Moreover perhaps the last two lines, with their uneasy hint of a reputation sexually tainted, would also fit Nashe. The circulation of his erotic poem The Choise of valentines had evidently reached Cambridge by 1597 as an allusion in Virgidemiarum makes it plain Joseph Hall knew of it; and if he did, it seems highly likely that Guilpin would have done so too. As a friend of Donne and a member of the Inns of Court Guilpin was better placed than a fellow of Emmanuel to know the inner secrets of the London literary scene.

There are two other mentions of 'Fuscus' in Skialetheia. In Epigram 8 'To Deloney', Guilpin marvels that the work of the balladeer Thomas Deloney should have been suppressed when the (presumably worse) verses of 'Fuscus' are common currency:

    Like to the fatall ominous Rauen which tolls
    The sicke mans dirge within his hollow beacke,

    So euery paper-clothed post in Poules,
    To thee (Deloney) mourningly doth speake,
    And tells thee of thy hempen tragedie,
    The wracks of hungry Tyburne naught to thine.
    Such massacre's made of thy balladry,
    And thou in griefe,for woe thereof maist pine:
       At euery streets end Fuscus rimes are read,
       And thine in silence must be buried.

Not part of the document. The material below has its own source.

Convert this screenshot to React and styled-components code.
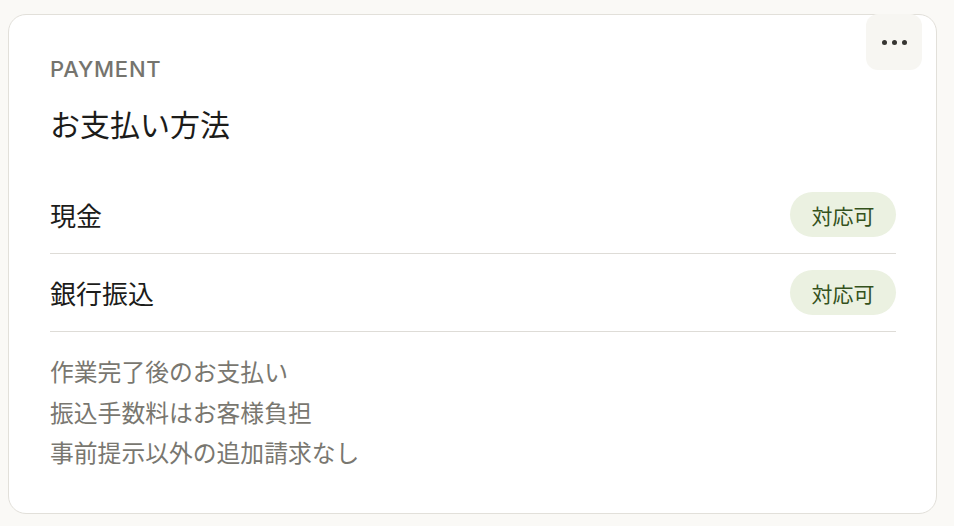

Deloney's 'hempen tragedie' was a consequence of a ballad he had written about the general hard times. It had angered the authorities because it 'brought in the Queen speaking to her people Dialoguewise, in very fond and undecent sort', and so had been condemned to be burnt by the public hangman. Presumably this punishment was publicised in St Paul's Churchyard, centre of the publishing trade. And yet, Guilpin suggests, somebody else guilty perhaps of greater lese-majeste continues to have his work circulating even more widely. Again, I think the provocative rhymer 'Fuscus' is Nashe.

The last mention of 'Fuscus' is in Epigram 19, 'Of Faustus':-

    Faustus in steede of grace saith Fuscus rimes,
    Oh gracelesse manners! oh unhallowed times!

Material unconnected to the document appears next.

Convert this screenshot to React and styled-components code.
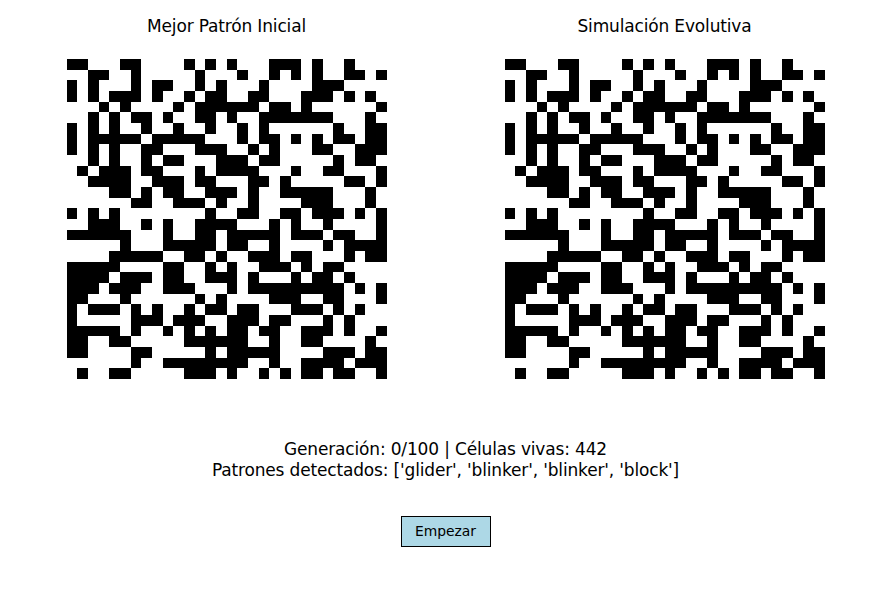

To me this links up with lines 85-86 in Satyre Preludium:

    The Epigram's like dwarfe Kings scurrill grace,
    A Satyre's Chester to a painted face;

At this point Guilpin is comparing the satirical force of the epigram and the satire. An epigram he says is a mere fleabite alongside a satire, which in the second line he compares to the vicious jests Charles Chester would make about a woman with a painted face. An epigram, in contrast, would merely be like 'dwarf Kings scurrill grace'. Well if Fuscus is Nashe, and someone referred to as 'Faustus' quoted his salacious poetry as a grace before meals: and if someone referred to as 'dwarf King' also quotes a scurrilous grace - then I suggest putting the two together. Someone who was an admirer of Nashe was in the habit of quoting his poetry instead of saying grace; he was a dwarf, or a very small man; and his name was King. I think it's Humphrey King, Nashe's 'little Numps', to whom he dedicated 'Nashes Lenten stuffe' (click here for the dedication.)

FUSCUS RIDES AGAIN

There is yet another mention of 'Fuscus', this time not in Guilpin but in a play by Jonson. In Act III, sc. 2 of Poetaster (1601), which is ostensibly set in ancient Rome, Jonson briefly introduces a character called Fuscus Aristius. Fuscus Aristius was in fact the name of a literary friend of the poet Horace, whom he mentions in his Odes and in a passage from his satires (Sat. I, ix 60-74). The scene in Poetaster follows the action of Horace's satire closely: the poet Horace is dogged by a bore, tries and fails to shake him, meets Fuscus, begs for rescue, but Fuscus finds the situation funny and instead of intervening, ducks into the nearby house of their patron Maecenas to fetch him to share the joke.

Throughout Poetaster Jonson uses the character of Horace to represent himself. The nameless bore of Horace's satire becomes Jonson's character 'Crispinus', identified with contemporary writer John Marston. I would guess that the mischievous 'Fuscus Aristius' may also have been a stage representation of a real man - Thomas Nashe. This leaves me with the problem of explaining how Guilpin could have been using the same nickname for the same man some three years earlier; and I have no answer. It's worth noting though that in his 'Apologetical Dialogue' to Poetaster Jonson claims he is responding to provocations that began three years before, which does indeed take us back to 1598. That was the year Guilpin published Skialetheia, which apart from its references to Nashe has an epigram mocking 'Chrisoganus': and Chrisoganus is the character in Marston's Histriomastix generally taken to partly-represent Jonson.

I'm tempted to guess that like Spenser and Harvey and their circle of a generation before, the up-and-coming poets of the late '90s also had recognised bynames for each other. Perhaps Jonson and Nashe, who were certainly collaborating by 1597, liked to be known as Horace and Fuscus. Perhaps Marston and Guilpin thought 'Horace' was a rather ambitious name for a bricklayer-turned-actor to christen himself with, and substituted 'Chrisoganus'. But 'Fuscus' remained the recognised nickname for Nashe?